PROBLEM STATEMENT -> State the number of lines, and only that number, in which the word "components" appears.
---
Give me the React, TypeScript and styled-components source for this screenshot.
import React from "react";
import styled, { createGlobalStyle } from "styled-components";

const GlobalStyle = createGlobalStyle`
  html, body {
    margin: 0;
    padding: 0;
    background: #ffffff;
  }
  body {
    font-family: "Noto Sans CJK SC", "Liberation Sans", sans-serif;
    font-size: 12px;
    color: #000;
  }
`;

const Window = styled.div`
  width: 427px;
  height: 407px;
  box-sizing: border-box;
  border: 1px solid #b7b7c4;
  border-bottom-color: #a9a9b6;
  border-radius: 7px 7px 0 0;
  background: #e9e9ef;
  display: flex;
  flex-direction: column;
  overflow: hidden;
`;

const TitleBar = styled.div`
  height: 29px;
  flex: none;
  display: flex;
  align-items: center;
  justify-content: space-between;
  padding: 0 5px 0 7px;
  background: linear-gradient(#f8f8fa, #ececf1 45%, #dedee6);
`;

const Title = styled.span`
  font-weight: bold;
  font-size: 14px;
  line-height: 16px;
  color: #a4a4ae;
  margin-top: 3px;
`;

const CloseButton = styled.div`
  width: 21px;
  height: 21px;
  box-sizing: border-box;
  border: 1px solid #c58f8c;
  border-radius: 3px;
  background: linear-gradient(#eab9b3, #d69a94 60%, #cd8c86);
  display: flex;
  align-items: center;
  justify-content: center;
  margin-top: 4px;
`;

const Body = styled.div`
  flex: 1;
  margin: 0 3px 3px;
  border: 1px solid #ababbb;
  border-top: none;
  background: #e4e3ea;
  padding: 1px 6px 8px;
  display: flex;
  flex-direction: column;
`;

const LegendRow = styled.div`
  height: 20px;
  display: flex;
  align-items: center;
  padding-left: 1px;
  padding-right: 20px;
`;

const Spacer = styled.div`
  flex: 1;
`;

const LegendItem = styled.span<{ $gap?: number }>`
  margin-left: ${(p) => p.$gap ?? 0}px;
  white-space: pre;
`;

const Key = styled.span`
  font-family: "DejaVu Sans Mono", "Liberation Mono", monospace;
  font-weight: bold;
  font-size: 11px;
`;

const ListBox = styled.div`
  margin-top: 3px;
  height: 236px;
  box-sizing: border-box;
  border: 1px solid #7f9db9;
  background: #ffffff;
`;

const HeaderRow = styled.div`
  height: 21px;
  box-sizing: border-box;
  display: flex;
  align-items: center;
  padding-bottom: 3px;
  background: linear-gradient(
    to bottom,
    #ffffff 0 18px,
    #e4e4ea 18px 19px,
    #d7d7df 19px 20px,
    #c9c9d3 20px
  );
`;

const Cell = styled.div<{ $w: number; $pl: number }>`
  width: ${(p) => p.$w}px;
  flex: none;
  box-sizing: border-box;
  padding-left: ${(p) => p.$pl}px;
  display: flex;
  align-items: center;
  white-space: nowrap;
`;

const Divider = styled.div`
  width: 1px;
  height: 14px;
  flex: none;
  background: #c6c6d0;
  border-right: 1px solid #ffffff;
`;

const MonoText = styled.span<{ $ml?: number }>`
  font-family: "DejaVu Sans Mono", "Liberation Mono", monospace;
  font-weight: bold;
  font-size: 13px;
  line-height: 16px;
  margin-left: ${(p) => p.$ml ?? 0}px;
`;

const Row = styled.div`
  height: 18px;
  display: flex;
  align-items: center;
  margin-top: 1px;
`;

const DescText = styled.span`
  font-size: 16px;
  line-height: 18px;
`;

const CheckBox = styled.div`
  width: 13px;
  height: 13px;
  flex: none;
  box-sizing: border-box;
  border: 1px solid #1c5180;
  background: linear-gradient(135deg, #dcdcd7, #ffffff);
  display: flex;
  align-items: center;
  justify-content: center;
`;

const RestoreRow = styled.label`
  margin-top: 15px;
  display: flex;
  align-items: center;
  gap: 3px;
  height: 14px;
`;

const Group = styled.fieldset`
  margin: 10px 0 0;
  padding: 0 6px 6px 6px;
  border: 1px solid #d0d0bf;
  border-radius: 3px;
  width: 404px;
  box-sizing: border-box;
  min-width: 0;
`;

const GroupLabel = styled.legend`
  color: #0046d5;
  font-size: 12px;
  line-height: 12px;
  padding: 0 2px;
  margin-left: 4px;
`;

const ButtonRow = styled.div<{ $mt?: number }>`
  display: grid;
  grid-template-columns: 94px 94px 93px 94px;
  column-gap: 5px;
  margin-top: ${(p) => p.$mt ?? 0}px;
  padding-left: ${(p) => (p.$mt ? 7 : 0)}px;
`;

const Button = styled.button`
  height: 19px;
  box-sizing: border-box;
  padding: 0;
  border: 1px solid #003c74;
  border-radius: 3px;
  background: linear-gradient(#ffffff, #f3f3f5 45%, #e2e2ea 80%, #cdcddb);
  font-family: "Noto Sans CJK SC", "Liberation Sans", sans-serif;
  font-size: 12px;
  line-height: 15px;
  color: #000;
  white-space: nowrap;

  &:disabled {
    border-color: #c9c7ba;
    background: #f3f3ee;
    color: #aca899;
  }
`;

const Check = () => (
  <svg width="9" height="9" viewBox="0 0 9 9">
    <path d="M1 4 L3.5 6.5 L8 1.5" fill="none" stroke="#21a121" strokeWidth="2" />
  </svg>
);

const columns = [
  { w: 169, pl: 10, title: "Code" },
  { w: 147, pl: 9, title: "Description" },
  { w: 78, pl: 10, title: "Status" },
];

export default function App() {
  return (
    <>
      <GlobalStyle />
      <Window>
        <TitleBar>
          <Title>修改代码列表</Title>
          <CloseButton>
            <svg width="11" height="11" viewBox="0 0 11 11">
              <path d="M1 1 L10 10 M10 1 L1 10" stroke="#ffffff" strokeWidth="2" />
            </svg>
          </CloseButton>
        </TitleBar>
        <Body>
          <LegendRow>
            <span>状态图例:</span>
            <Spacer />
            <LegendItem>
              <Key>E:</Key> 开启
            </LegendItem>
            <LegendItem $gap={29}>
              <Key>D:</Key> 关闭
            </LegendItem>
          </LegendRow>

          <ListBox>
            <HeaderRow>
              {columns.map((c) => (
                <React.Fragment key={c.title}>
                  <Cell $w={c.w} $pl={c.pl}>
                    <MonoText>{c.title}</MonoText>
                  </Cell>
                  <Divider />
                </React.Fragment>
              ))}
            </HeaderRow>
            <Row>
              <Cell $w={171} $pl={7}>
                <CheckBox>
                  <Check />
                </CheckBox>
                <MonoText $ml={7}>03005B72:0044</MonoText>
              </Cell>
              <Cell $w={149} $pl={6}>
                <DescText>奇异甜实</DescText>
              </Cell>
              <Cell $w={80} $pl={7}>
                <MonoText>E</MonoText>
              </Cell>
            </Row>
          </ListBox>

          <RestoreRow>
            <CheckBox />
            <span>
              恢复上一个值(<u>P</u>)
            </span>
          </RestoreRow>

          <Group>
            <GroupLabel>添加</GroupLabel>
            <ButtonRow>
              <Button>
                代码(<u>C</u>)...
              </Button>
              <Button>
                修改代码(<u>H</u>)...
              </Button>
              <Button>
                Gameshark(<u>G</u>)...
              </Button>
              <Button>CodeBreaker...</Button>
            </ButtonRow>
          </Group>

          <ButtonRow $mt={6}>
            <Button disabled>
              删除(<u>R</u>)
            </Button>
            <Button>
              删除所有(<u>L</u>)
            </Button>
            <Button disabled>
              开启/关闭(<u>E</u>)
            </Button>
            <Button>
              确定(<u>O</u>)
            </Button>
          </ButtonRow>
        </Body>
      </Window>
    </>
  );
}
---
RESULT BELOW -> 2